A Good Paper Doesn’t Equal Plagiarism

            Middle school was probably the most fun I had in school before college. For some reason everything just clicked and flowed. School was fun and interesting. Classmates were cool and friendly, and I rocked in athletics. There were a couple of bumps in the road but none more so than my eighth grade English class. English was one of my favorite academic subjects but I can honestly say that my eight grade English class was horrid.

 My teacher was very unpleasant and, looking back now, probably had lost some love for teaching. Regardless of the issue there, we were all stuck with her for a year.  The class always progressed slowly and it was never a fun experience unless we were silently reading. Multiple projects and papers were assigned but the most prominent in my memory was the report on Shakespeare. After reading, The Taming of the Shrew, we were assigned to research Shakespeare’s life and one of his works. For the next two weeks at home I was reading up on Shakespeare, learning all about his life, his works, and writing everything down on a notepad. When it came to writing the paper I remember wanting to impress my teacher and so of course I worked really hard and looked up words in the thesaurus trying to make myself sound more like a scholar. Overall, I am sure the paper was not as impressive as I thought it was back then. For an eighth grade paper though it was pretty good.

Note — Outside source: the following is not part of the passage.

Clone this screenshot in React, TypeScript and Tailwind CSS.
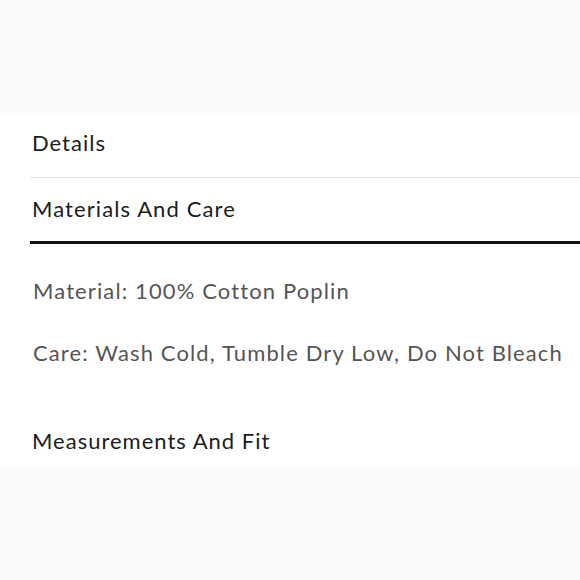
const font = { fontFamily: 'Lato, "Open Sans", sans-serif' };

export default function App() {
  return (
    <div className="w-[580px] h-[580px] flex flex-col bg-white overflow-hidden" style={font}>
      <div className="h-[113px] bg-[#fafafa]" />
      <div className="h-[354px] flex flex-col pl-[30px] bg-white text-[22px] leading-[22px] tracking-[1px]">
        <div className="h-[65px] pt-[19px] pl-[2px] text-[#1c1c1c] border-b border-[#e2e2e2]">
          Details
        </div>
        <div className="h-[66px] pt-[20px] pl-[2px] text-[#1c1c1c] tracking-[1.1px] border-b-[3px] border-[#111]">
          Materials And Care
        </div>
        <div className="flex flex-col gap-[40px] pt-[36px] pl-[3px] text-[#555] tracking-[1.12px]">
          <p>Material: 100% Cotton Poplin</p>
          <p>Care: Wash Cold, Tumble Dry Low, Do Not Bleach</p>
        </div>
        <div className="pt-[66px] pl-[2px] text-[#1c1c1c]">
          Measurements And Fit
        </div>
      </div>
      <div className="flex-1 bg-[#fafafa]" />
    </div>
  );
}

                I turned that paper in with much pride and thought nothing of it until the day we got it back. The end of that class came and she handed out the paper right as the bell rang to leave. I looked at the top of the paper and right there was a big C! “What the heck!”, I thought to myself as I began reading the comments. I must have really lost it while writing this paper. Soon the grade wasn’t the most shocking item in color on the paper. There scrawled in red letters on the margin of the page was, “Did you write this??” On the next page the same thing, “Did you write this?”

                I didn’t know whether to cry or scream. I was furious, but at the same time so embarrassed.  I think I actually might have turned red and in that moment I choose. I cried. I couldn’t believe that my teacher would write something so nasty and mean on my paper. How could she think that of me? I might have been a little kid, but I knew what plagiarism was. The next couple of class periods before lunch went unnoticed as I sat through them debating with myself what to do. I resolved to discuss this with my teacher before I went home to discuss this with my parents. The last thing I wanted to do was have my parents come complain to my teacher about a grade.

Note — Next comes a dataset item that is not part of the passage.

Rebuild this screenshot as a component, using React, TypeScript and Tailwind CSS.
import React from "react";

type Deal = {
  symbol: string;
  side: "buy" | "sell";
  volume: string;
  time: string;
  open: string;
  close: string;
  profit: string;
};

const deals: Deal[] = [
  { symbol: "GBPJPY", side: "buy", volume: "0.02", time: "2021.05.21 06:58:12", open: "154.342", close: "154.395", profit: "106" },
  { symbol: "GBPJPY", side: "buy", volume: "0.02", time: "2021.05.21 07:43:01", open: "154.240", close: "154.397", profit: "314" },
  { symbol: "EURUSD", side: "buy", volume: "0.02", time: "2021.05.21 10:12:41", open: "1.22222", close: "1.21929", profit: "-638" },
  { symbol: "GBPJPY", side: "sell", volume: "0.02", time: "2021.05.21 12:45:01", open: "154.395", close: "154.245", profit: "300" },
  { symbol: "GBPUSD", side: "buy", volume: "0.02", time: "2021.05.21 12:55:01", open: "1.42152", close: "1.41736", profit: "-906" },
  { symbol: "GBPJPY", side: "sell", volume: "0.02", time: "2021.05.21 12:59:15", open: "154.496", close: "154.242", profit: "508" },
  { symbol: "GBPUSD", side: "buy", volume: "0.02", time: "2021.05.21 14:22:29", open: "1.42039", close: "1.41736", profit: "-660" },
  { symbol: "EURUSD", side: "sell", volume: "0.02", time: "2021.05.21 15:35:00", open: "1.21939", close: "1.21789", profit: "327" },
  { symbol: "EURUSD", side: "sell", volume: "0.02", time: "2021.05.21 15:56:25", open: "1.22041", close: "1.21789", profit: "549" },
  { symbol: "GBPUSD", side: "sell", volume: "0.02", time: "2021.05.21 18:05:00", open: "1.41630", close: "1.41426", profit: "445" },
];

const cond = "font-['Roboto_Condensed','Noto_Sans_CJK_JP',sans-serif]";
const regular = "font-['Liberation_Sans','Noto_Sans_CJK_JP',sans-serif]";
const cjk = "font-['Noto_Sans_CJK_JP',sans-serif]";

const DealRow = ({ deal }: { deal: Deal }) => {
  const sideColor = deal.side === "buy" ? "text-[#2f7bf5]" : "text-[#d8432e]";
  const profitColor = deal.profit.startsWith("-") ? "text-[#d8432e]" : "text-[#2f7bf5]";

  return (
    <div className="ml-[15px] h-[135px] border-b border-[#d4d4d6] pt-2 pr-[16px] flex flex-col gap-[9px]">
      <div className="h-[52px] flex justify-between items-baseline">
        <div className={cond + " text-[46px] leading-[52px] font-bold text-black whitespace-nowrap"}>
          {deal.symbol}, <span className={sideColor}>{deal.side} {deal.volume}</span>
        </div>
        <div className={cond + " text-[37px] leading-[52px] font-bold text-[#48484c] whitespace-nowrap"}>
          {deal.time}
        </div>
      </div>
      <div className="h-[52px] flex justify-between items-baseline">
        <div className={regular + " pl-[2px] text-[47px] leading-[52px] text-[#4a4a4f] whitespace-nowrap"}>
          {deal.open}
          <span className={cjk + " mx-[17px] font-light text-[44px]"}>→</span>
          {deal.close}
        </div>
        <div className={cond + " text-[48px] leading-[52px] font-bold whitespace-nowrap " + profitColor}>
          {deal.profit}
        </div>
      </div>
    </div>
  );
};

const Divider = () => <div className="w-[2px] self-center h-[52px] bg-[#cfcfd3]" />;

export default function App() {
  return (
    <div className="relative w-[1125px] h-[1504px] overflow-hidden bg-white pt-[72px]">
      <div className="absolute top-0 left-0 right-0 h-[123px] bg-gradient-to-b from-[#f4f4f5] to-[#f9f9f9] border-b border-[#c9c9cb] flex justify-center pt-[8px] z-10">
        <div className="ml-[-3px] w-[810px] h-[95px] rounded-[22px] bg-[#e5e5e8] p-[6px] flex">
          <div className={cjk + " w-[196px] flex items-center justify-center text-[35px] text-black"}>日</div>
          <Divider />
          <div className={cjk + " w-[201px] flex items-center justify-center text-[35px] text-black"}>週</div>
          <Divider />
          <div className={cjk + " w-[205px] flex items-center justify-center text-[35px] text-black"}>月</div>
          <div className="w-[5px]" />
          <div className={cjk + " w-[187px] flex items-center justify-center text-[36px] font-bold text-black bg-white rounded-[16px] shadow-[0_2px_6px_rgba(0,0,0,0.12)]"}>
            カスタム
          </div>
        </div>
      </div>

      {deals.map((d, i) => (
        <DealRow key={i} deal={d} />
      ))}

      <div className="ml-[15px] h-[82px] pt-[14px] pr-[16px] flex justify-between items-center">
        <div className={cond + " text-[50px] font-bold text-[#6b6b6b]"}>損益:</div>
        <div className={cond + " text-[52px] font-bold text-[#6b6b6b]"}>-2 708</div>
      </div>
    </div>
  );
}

                As we headed to lunch I left my friends and made my way to her classroom. I found her talking to another student so I waited outside figuring out what to say. Finally it was my turn to speak with her. I lifted up my paper and asked “What did you mean by this”, and pointed to her comments. She looked at the paper, at me, and then said, “I don’t believe you could have written a paper like this.” Shocked by her response it took me a couple of seconds to find a response. Timidly I told her that I had been reading on Shakespeare for the past two weeks, that I even had papers with notes, and that I had given her a list of the websites like she asked. Again she said that I got the grade I received because she didn’t believe I wrote it. I didn’t know what to do. She believed in her reason and, while she had no evidence, didn’t think she was unreasonable. I left her room and started crying as I made my way back to the lunch room.

                At the lunch room I found my dad getting ready to go back to work. I had forgotten that it was Thursday and that he was there to have lunch with his mentee. (My dad was a part of a mentor program that matched Air Force military members with students.) The coincidence felt like the best moment of my life. I hadn’t wanted to tell my parents, I wanted to fix things by myself. After that talk though I didn’t know what to do and the embarrassment and sadness was being replaced by anger. I waited for my dad to get to the entrance of the lunchroom and proceeded to tell him what had happened. I told him that my teacher didn’t believe me, that I already spoke to her, and how upset I was because I worked really hard on that paper. I told him it was the paper I had been working on and that he and mama had seen me work on it.

                After calming me down, my dad asked where my teacher’s room was. After telling him he told me to go eat lunch and walked away to find my teacher. I got lunch and sat down with my friends and immediately started feeling better because I knew that my dad had seen all the work I had done. Towards the end of lunch my dad came back. He told me not to worry and that my grade would be fixed. He had told my teacher that he saw me working on the paper, had seen me take notes, and write (literally write with my hand) the paper all on my own. I am sure my dad might have said a few other things to my teacher, but that was all that he had said to me.

              I have looked back on that day and wondered why my teacher would a) accuse me of plagiarism without looking to see if it had actually been done and b) refuse to acknowledge my side of the story. To this day I have a hard time throwing away papers, especially notes and research, because of that experience. I hoard them in case I need to bring them up again for situations like this. What I think I hated most about this was the fact my opinion was not counted. Another adult had to step in for me because the argument of an eighth grader wasn’t worth hearing. Instead of giving me a chance to prove I hadn’t plagiarized, she laid down her judgment and saw no further need for discussion. I never knew her reasons for not believing in my work. All I know is how it made me feel. The autocratic authority she displayed constrained my ability to have a relationship with her, to talk to her somewhat equally, and made me feel like I didn’t matter.  She did not want to work with me. The interaction between student and teacher was distant and one-sided. It should have been open and cooperative. While she could have believed I was in the wrong she also could have allowed me the chance to prove that I wasn’t.